Photo by: John Stephens
Stephanie Alvarado (they/she) is a queer nonbinary disabled femme antidisciplinary artist, poet, archivist, photographer, facilitator and cultural organizer for 20 years. Alvarado was born and raised in the Bronx, NY by way of Guayaquil, Ecuador. They alchemize photography, feminist performance, community based photo archiving, collage, and social practice into community building and disability justice practices in public spaces for queer, trans, and people of color through their artist project, Fotos y Recuerdos created in January 2020. Alvarado combines in person workshops on public park lands and community gardens with hybrid and virtual programming for accessible models engaging technologies of photo archiving and storytelling in community. In 2021, Alvarado was one of the first artists awarded the NYC Artist Corp Grant for this project during the COVID 19 pandemic.

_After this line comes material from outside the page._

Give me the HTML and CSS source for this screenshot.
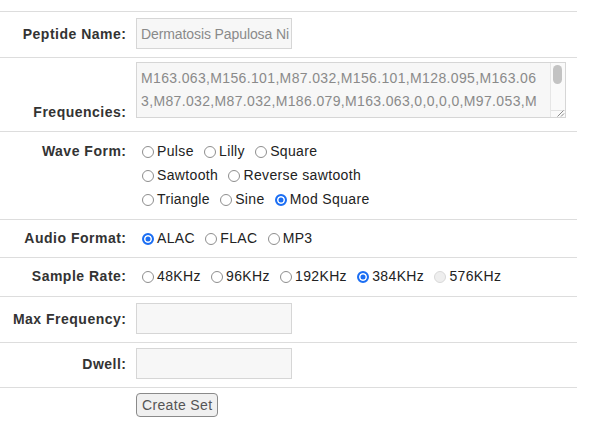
FILE: index.html
```html
<!DOCTYPE html>
<html lang="en">
<head>
<meta charset="utf-8">
<title>Create Set</title>
<link rel="stylesheet" href="styles.css">
</head>
<body>
<form class="set-form">
<table class="form-table">
  <colgroup><col class="col-label"><col class="col-value"></colgroup>
  <tr class="row-input">
    <td class="label">Peptide Name:</td>
    <td class="value"><input class="field" type="text" value="Dermatosis Papulosa Nigra" readonly></td>
  </tr>
  <tr class="row-text">
    <td class="label">Frequencies:</td>
    <td class="value">
      <div class="ta-wrap">
        <textarea class="freqs" readonly>M163.063,M156.101,M87.032,M156.101,M128.095,M163.063,M87.032,M87.032,M186.079,M163.063,0,0,0,0,M97.053,M128.095,M71.037,M57.021,M128.095,M99.068,M101.048,M128.095,M87.032</textarea>
        <div class="ta-track" aria-hidden="true">
          <div class="ta-thumb"></div>
          <div class="ta-corner">
            <svg class="ta-grip" width="9" height="7" viewBox="0 0 9 7"><path d="M1.5 6.5 L7.5 0.5 M5 6.5 L8 3.5" stroke="#8a8a8a" stroke-width="1" fill="none"/></svg>
          </div>
        </div>
      </div>
    </td>
  </tr>
  <tr class="row-wave">
    <td class="label">Wave Form:</td>
    <td class="value">
      <div class="opts"><input type="radio" name="wave" id="w1"><label for="w1">Pulse</label> <input type="radio" name="wave" id="w2"><label for="w2">Lilly</label> <input type="radio" name="wave" id="w3"><label for="w3">Square</label></div>
      <div class="opts"><input type="radio" name="wave" id="w4"><label for="w4">Sawtooth</label> <input type="radio" name="wave" id="w5"><label for="w5">Reverse sawtooth</label></div>
      <div class="opts"><input type="radio" name="wave" id="w6"><label for="w6">Triangle</label> <input type="radio" name="wave" id="w7"><label for="w7">Sine</label> <input type="radio" name="wave" id="w8" checked><label for="w8">Mod Square</label></div>
    </td>
  </tr>
  <tr class="row-radio">
    <td class="label">Audio Format:</td>
    <td class="value"><div class="opts one"><input type="radio" name="fmt" id="f1" checked><label for="f1">ALAC</label> <input type="radio" name="fmt" id="f2"><label for="f2">FLAC</label> <input type="radio" name="fmt" id="f3"><label for="f3">MP3</label></div></td>
  </tr>
  <tr class="row-radio row-rate">
    <td class="label">Sample Rate:</td>
    <td class="value"><div class="opts one"><input type="radio" name="rate" id="r1"><label for="r1">48KHz</label> <input type="radio" name="rate" id="r2"><label for="r2">96KHz</label> <input type="radio" name="rate" id="r3"><label for="r3">192KHz</label> <input type="radio" name="rate" id="r4" checked><label for="r4">384KHz</label> <input type="radio" name="rate" id="r5" disabled><label for="r5">576KHz</label></div></td>
  </tr>
  <tr class="row-input">
    <td class="label">Max Frequency:</td>
    <td class="value"><input class="field" type="text"></td>
  </tr>
  <tr class="row-input row-dwell">
    <td class="label">Dwell:</td>
    <td class="value"><input class="field" type="text"></td>
  </tr>
  <tr class="row-button">
    <td class="label"></td>
    <td class="value"><button type="button" class="btn">Create Set</button></td>
  </tr>
</table>
</form>
</body>
</html>
```

FILE: styles.css
```css
html, body {
  margin: 0;
  padding: 0;
  background: #fff;
}

body {
  font-family: "Liberation Sans", Arial, Helvetica, sans-serif;
  font-size: 14px;
  color: #333;
}

.set-form {
  margin: 0;
  padding-top: 11px;
}

.form-table {
  width: 577px;
  border-collapse: collapse;
  table-layout: fixed;
}

.col-label { width: 131px; }

.form-table td {
  border-top: 1px solid #dddddd;
  vertical-align: baseline;
  padding: 6px 0 8px 5px;
  line-height: 20px;
}

.form-table td.label {
  text-align: right;
  font-weight: bold;
  letter-spacing: 0.5px;
  color: #333;
  padding-left: 0;
  padding-right: 4.5px;
  white-space: nowrap;
}

.row-text td { padding-top: 4px; padding-bottom: 13px; }
.row-text td.label { vertical-align: bottom; padding-bottom: 9px; }
.row-wave td { padding-top: 7px; padding-bottom: 8px; line-height: 24px; }
.row-radio td { padding-top: 7px; padding-bottom: 7px; line-height: 23px; }
.row-rate td { padding-bottom: 8px; }
.row-dwell td { padding-top: 5px; }
.row-button td { padding-top: 5px; padding-bottom: 6px; }

.field {
  display: inline-block;
  box-sizing: border-box;
  width: 156px;
  height: 31px;
  margin: 0;
  padding: 0 2px 0 4px;
  border: 1px solid #d6d6d6;
  border-radius: 0;
  background: #f7f7f7;
  font-family: "Liberation Sans", Arial, sans-serif;
  font-size: 14px;
  letter-spacing: -0.1px;
  color: #8a8a8a;
  outline: none;
}

.ta-wrap {
  position: relative;
  width: 430px;
  height: 56px;
}

.freqs {
  display: block;
  box-sizing: border-box;
  width: 430px;
  height: 56px;
  margin: 0;
  padding: 4px 23px 4px 4px;
  border: 1px solid #d6d6d6;
  border-radius: 0;
  background: #f7f7f7;
  font-family: "Liberation Sans", Arial, sans-serif;
  font-size: 14px;
  letter-spacing: 0.35px;
  line-height: 23px;
  color: #8a8a8a;
  word-break: break-all;
  overflow: hidden;
  resize: none;
  outline: none;
}

.ta-track {
  position: absolute;
  top: 1px;
  right: 1px;
  bottom: 1px;
  width: 14px;
  background: #fafafa;
  border-left: 1px solid #e6e6e6;
}

.ta-thumb {
  position: absolute;
  top: 2px;
  left: 2px;
  width: 9px;
  height: 19px;
  border-radius: 5px;
  background: #c3c3c3;
}

.ta-corner {
  position: absolute;
  left: 0;
  right: 0;
  bottom: 0;
  height: 6px;
  border-top: 1px solid #e2e2e2;
}

.ta-grip {
  position: absolute;
  right: 0;
  bottom: 0;
  display: block;
}

.opts {
  white-space: nowrap;
  color: #222;
  letter-spacing: 0.35px;
}

.opts label { color: #222; }

.opts input[type="radio"] {
  -webkit-appearance: none;
  appearance: none;
  box-sizing: border-box;
  width: 12px;
  height: 12px;
  margin: 0 3px 0 6px;
  border: 1px solid #8e8e8e;
  border-radius: 50%;
  background: #fff;
  vertical-align: -1.5px;
}

.opts input[type="radio"]:checked {
  border: 2px solid #1b6ef3;
  background: #1b6ef3;
  box-shadow: inset 0 0 0 1.5px #fff;
}

.opts input[type="radio"]:disabled {
  border-color: #d9d9d9;
  background: #eeeeee;
}

.btn {
  box-sizing: border-box;
  height: 24px;
  margin: 0;
  padding: 0 5px;
  border: 1px solid #8a8a8a;
  border-radius: 4px;
  background: #f0f0f0;
  font-family: "Liberation Sans", Arial, sans-serif;
  font-size: 14px;
  letter-spacing: 0.35px;
  color: #555;
  vertical-align: baseline;
}
```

Alvarado has held artist residencies and fellowships at Wave Hill Public Garden and Cultural Center, Korea Art Forum, The Caribbean Cultural Center African Diaspora Institute, Witness for Peace, The Laundromat Project and participated in the SU-CASA Artist Residency program at Big Six Towers NORC Program in Woodside, Queens. They’ve held poetry readings at Snug Harbor Cultural Center and Botanical Garden, Pregones Puerto Rican Traveling Theater, Brooklyn Children’s Museum and Kelly Street Garden. Alvarado has had exhibitions at The White Plains Museum Gallery and Inwood Hill Park. They have facilitated staff retreats for the NYC Network of Worker Cooperatives, been an adjunct professor at Hunter College School of Social Work, and have facilitated disability justice and archive workshops for Photoville, The Creative Center, and BRIC Arts Media Center, The American LGBTQ+ Museum, The Feminist Center, and SAGE. Since 2015, Alvarado has served as the founding archive team member and curator for Kathleen Cleaver’s Papers and Family Photo Archive, acquired by Emory University in 2020. Alvarado is a co-curator for the forthcoming traveling exhibition, The World(s) She Made: Composing the Radical Lives of Kathleen Neal Cleaver. They currently serve on the Board of Directors for The Literary Freedom Project and are leading the Disability Artistry Initiative at BRIC Arts Media Center in Brooklyn, NY.